Вечером сели за стол всей семьей. Выпили за меня, за победу, за брата Сашу, потом снова поднимали рюмки за мое здоровье. На вопросы, как воевал, отвечал односложно. Даже ловил себя на мысли, что пользуюсь газетными фразами. О чем было рассказывать? Правда за праздничным столом была совсем не к месту. Говорить о том, что за день в бою терял целиком взвод или половину роты? А где остальные? Да вон, догорают в танках или лежат возле машин обугленные, как головешки.
Все старались не замечать рубцы от ожогов на шее и плохо двигающуюся левую руку. Поняли, что о войне и подвигах говорить не хочу, и переключились на повседневную жизнь моей родной улицы, нашего поселка.

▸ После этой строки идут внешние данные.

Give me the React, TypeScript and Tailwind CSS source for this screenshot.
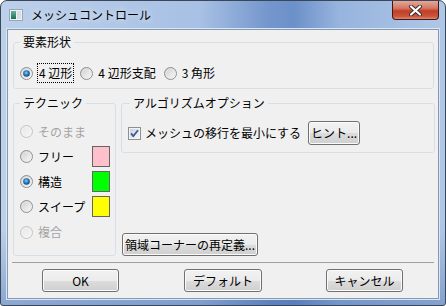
import React from "react";

function Radio({ checked = false, disabled = false, id }: { checked?: boolean; disabled?: boolean; id: string }) {
  return (
    <svg width="13" height="13" viewBox="0 0 13 13" className="shrink-0">
      <defs>
        <linearGradient id={id + "-f"} x1="0" y1="0" x2="1" y2="1">
          <stop offset="0" stopColor={disabled ? "#e6e6e6" : "#c9c9c9"} />
          <stop offset="1" stopColor={disabled ? "#f7f7f7" : "#ffffff"} />
        </linearGradient>
        <radialGradient id={id + "-d"} cx="0.45" cy="0.4" r="0.6">
          <stop offset="0" stopColor="#8fd6fb" />
          <stop offset="0.45" stopColor="#2a8ad0" />
          <stop offset="1" stopColor="#173f6b" />
        </radialGradient>
      </defs>
      <circle cx="6.5" cy="6.5" r="6" fill={`url(#${id}-f)`} stroke={disabled ? "#c4c4c4" : "#8e8f8f"} />
      <circle cx="6.5" cy="6.5" r="4.3" fill="none" stroke={disabled ? "#f2f2f2" : "#e8e8e8"} strokeWidth="0.8" />
      {checked && <circle cx="6.5" cy="6.5" r="3.3" fill={`url(#${id}-d)`} />}
    </svg>
  );
}

function CheckBox() {
  return (
    <svg width="13" height="13" viewBox="0 0 13 13" className="shrink-0">
      <defs>
        <linearGradient id="cb-f" x1="0" y1="0" x2="1" y2="1">
          <stop offset="0" stopColor="#cbd3de" />
          <stop offset="1" stopColor="#f4f6f9" />
        </linearGradient>
      </defs>
      <rect x="0.5" y="0.5" width="12" height="12" fill="#f4f4f4" stroke="#8e8f8f" />
      <rect x="2" y="2" width="9" height="9" fill="url(#cb-f)" />
      <path d="M3 6.3 L5.3 9 L10 3.3" fill="none" stroke="#3f5895" strokeWidth="1.8" />
    </svg>
  );
}

function Btn({ children, className = "" }: { children: React.ReactNode; className?: string }) {
  return (
    <div
      className={
        "flex items-center justify-center rounded-[3px] border border-[#707070] text-[12px] leading-none text-black shadow-[inset_0_0_0_1px_#fbfbfb] bg-[linear-gradient(180deg,#f2f2f2_0%,#ebebeb_50%,#dddddd_50%,#cfcfcf_100%)] " +
        className
      }
    >
      {children}
    </div>
  );
}

function Swatch({ color }: { color: string }) {
  return <div className={"ml-auto w-[18px] h-[21px] border border-[#646464] " + color} />;
}

export default function App() {
  return (
    <div className="w-[446px] h-[306px] relative flex flex-col rounded-t-[7px] rounded-b-[3px] border border-[#3b4656] bg-[linear-gradient(180deg,rgba(50,90,160,0)_0%,rgba(50,90,160,0)_75%,rgba(50,90,160,0.35)_100%),linear-gradient(90deg,#bcd0ea_0%,#a7c0e4_45%,#7597cd_60%,#6c90c9_66%,#97b4de_76%,#b0c7e6_100%)] font-['Noto_Sans_CJK_JP',sans-serif] text-black overflow-hidden">
      {/* title bar */}
      <div className="h-[28px] flex items-center pl-[8px]">
        <svg width="14" height="12" viewBox="0 0 14 12">
          <defs>
            <linearGradient id="ic" x1="0" y1="0" x2="0" y2="1">
              <stop offset="0" stopColor="#5fb59a" />
              <stop offset="1" stopColor="#1f6b5a" />
            </linearGradient>
          </defs>
          <rect x="0.5" y="0.5" width="13" height="11" fill="#eef1f4" stroke="#9aa6b2" />
          <rect x="2" y="2" width="5" height="8" fill="url(#ic)" />
          <rect x="8" y="2" width="4" height="8" fill="#d8dde3" />
        </svg>
        <span className="ml-[8px] text-[12px] leading-none text-black [text-shadow:0_0_6px_#ffffff]">
          メッシュコントロール
        </span>
      </div>
      <div className="absolute top-0 right-[6px] w-[47px] h-[19px] rounded-b-[4px] border border-t-0 border-[#3f1a14] bg-[linear-gradient(180deg,#e3a898_0%,#d47763_40%,#c23f27_55%,#c9543b_85%,#df8a72_100%)] flex items-center justify-center">
        <svg width="13" height="11" viewBox="0 0 13 11">
          <path d="M2 1.5 L11 9.5 M11 1.5 L2 9.5" stroke="#3a2a2a" strokeWidth="4" strokeLinecap="round" />
          <path d="M2 1.5 L11 9.5 M11 1.5 L2 9.5" stroke="#ffffff" strokeWidth="2.2" strokeLinecap="round" />
        </svg>
      </div>

      {/* client area */}
      <div className="mx-[6px] h-[270px] border border-[#8499b3] shadow-[0_0_0_1px_#dbe6f4] bg-[#f0f0f0] flex flex-col pt-[4px] text-[12px] leading-[16px]">
        <fieldset className="ml-[5px] w-[421px] h-[55px] border border-[#d5dfe5] rounded-[3px]">
          <legend className="ml-[6px] px-[3px]">要素形状</legend>
          <div className="flex items-center pl-[6px] mt-[13px]">
            <Radio id="r1" checked />
            <span className="ml-[4px] px-[1px] border border-dotted border-black leading-[18px]">4 辺形</span>
            <span className="ml-[6px]">
              <Radio id="r2" />
            </span>
            <span className="ml-[5px]">4 辺形支配</span>
            <span className="ml-[8px]">
              <Radio id="r3" />
            </span>
            <span className="ml-[5px]">3 角形</span>
          </div>
        </fieldset>

        <div className="flex mt-[6px] ml-[5px] h-[161px]">
          <fieldset className="w-[103px] h-[161px] border border-[#d5dfe5] rounded-[3px]">
            <legend className="ml-[6px] px-[3px]">テクニック</legend>
            <div className="flex flex-col pt-[8px] pl-[6px] pr-[5px]">
              <div className="h-[25px] flex items-center text-[#a3a3a3]">
                <Radio id="t1" disabled />
                <span className="ml-[5px]">そのまま</span>
              </div>
              <div className="h-[25px] flex items-center">
                <Radio id="t2" />
                <span className="ml-[5px]">フリー</span>
                <Swatch color="bg-[#ffc0cb]" />
              </div>
              <div className="h-[25px] flex items-center">
                <Radio id="t3" checked />
                <span className="ml-[5px]">構造</span>
                <Swatch color="bg-[#00ff00]" />
              </div>
              <div className="h-[25px] flex items-center">
                <Radio id="t4" />
                <span className="ml-[5px]">スイープ</span>
                <Swatch color="bg-[#ffff00]" />
              </div>
              <div className="h-[26px] flex items-center text-[#a3a3a3]">
                <Radio id="t5" disabled />
                <span className="ml-[5px]">複合</span>
              </div>
            </div>
          </fieldset>

          <div className="ml-[5px] w-[314px] flex flex-col">
            <fieldset className="w-[314px] h-[58px] border border-[#d5dfe5] rounded-[3px]">
              <legend className="ml-[8px] px-[3px]">アルゴリズムオプション</legend>
              <div className="flex items-center pl-[6px] mt-[10px] h-[24px]">
                <CheckBox />
                <span className="ml-[4px]">メッシュの移行を最小にする</span>
                <Btn className="ml-[7px] w-[52px] h-[24px]">ヒント...</Btn>
              </div>
            </fieldset>
            <Btn className="mt-auto ml-[1px] w-[136px] h-[23px]">領域コーナーの再定義...</Btn>
          </div>
        </div>

        <div className="mt-[6px] mx-[4px] h-px bg-[#a0a0a0]" />

        <div className="flex mt-[6px]">
          <Btn className="ml-[34px] w-[77px] h-[23px]">OK</Btn>
          <Btn className="ml-[65px] w-[78px] h-[23px]">デフォルト</Btn>
          <Btn className="ml-[64px] w-[77px] h-[23px]">キャンセル</Btn>
        </div>
      </div>
    </div>
  );
}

Кто где работает, кто на ком женился… Таня, старшая сестра, с годовалой дочкой на руках, подкладывала мне закуску, обнимала. Отец, захмелев, расспрашивал, правда ли, что к весне война закончится.
– Обязательно закончится, – уверенно отвечал я. – Такое наступление идет. Немецкую оборону на куски размалывают.
Испортила настроение крестная Татьяны, тетя Нина. Она вначале расхваливала меня:
– Молодец, парень! Уходил невидненький такой, а вернулся горнадером (гренадером). Офицер, герой! Таких в поселке еще поискать.
Всем было приятно слышать такие слова. Но крестная хватила еще граненый стаканчик за мое здоровье и достала завернутые в платок фотографии двух сыновей и мужа.